RAPHAËL MONTICELLI
Cette monographie sur Marcel Alocco est parue en 1979 aux éditions Charles le Bouil, collection NDLR.
ALOCCO
Peinture en patchwork
À considérer cette image rompue, patiemment reconstruite (comme d’un enfant incapable de cacher le remontage d’un jouet que son exploration a brisé, dévoyant son rôle et le recomposant pour d’autres découverte), je suis, à la trace du fil, le long va et vient de la main tirant l’aiguille, de la main guidant et palpant le tissu, appesantie sur les différences tactiles des zones diversement colorées ; je remonte à la déchirure, corps à corps, corps à toile encore inachevée dans sa vague ressemblance au sujet ; est-ce à juste titre que j’aboutis à cette image qui ne garde d’un Matisse, d’un Léger, d’un original que l’aspect, comme les traits minima de la reconnaissance ? Fade reproduction endormie dans un livre d’art, que l’œil et la main ont cernée sur 15 cm2, que du geste et du regard on a portée sur une toile avec l’objectif apparent de la déchirer pour la recoudre, l’image n’est-elle donc qu’un prétexte ? Entre l’image et ses moyens, qu’est-ce qui est le plus actif, le plus transformateur ? La réflexion sur l’image ou le heurt avec les moyens ? La mise en œuvre des manipulations ou le travail sur ce que les tableaux et plus généralement tous les objets de notre culture visuelle contiennent comme sens évident ? Ou la peinture n’est-elle pas le lieu où l’image ne peut être pensée hors de moyens qui la permettent, où les moyens ne ne peuvent être pensés hors de ce qu’ils donnent à voir ? Un lieu où se résout l’apparente contradiction entre l’image et ses moyens entre ce qui est donné à voir et ce qui le permet, et dont les contradictions sont ailleurs ?

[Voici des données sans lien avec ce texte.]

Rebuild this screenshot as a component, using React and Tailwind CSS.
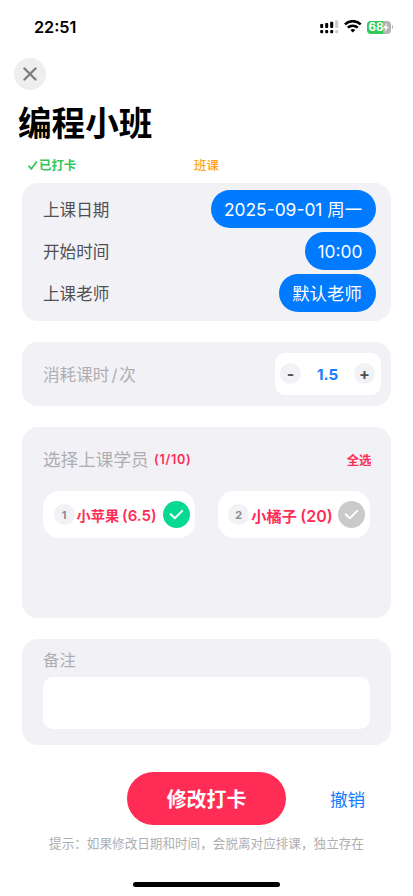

Voilà sans doute ce qui caractérise la peinture de Marcel Alocco et qui prend, depuis des années, un caractère original dans ce qu’il est convenu d’appeler l’avant-garde : si la peinture doit être comprise comme ce qui résulte des rapports d’un l’individu à des objets, des outils, des pigments, des procédures, elle n’est pas moins, aussi, ce qu’historiquement ses moyens ont donné et donnent à voir. Ainsi la mise en œuvre est à la fois –chez Alocco– mise en œuvre de ce qui est habituellement compris comme outil et de l’image, outil elle-même, fait historiquement constitué et à quoi l’on a socialement rapport.
Aussi rendre compte de la Peinture en Patchwork c’est s’obliger à considérer comment s’est mise en place cette problématique et quelle part elle tient dans la peinture, comment elle se réalise et se transforme dans chaque œuvre particulière, ce qu’elle engage comme réflexion sur la peinture et son rôle.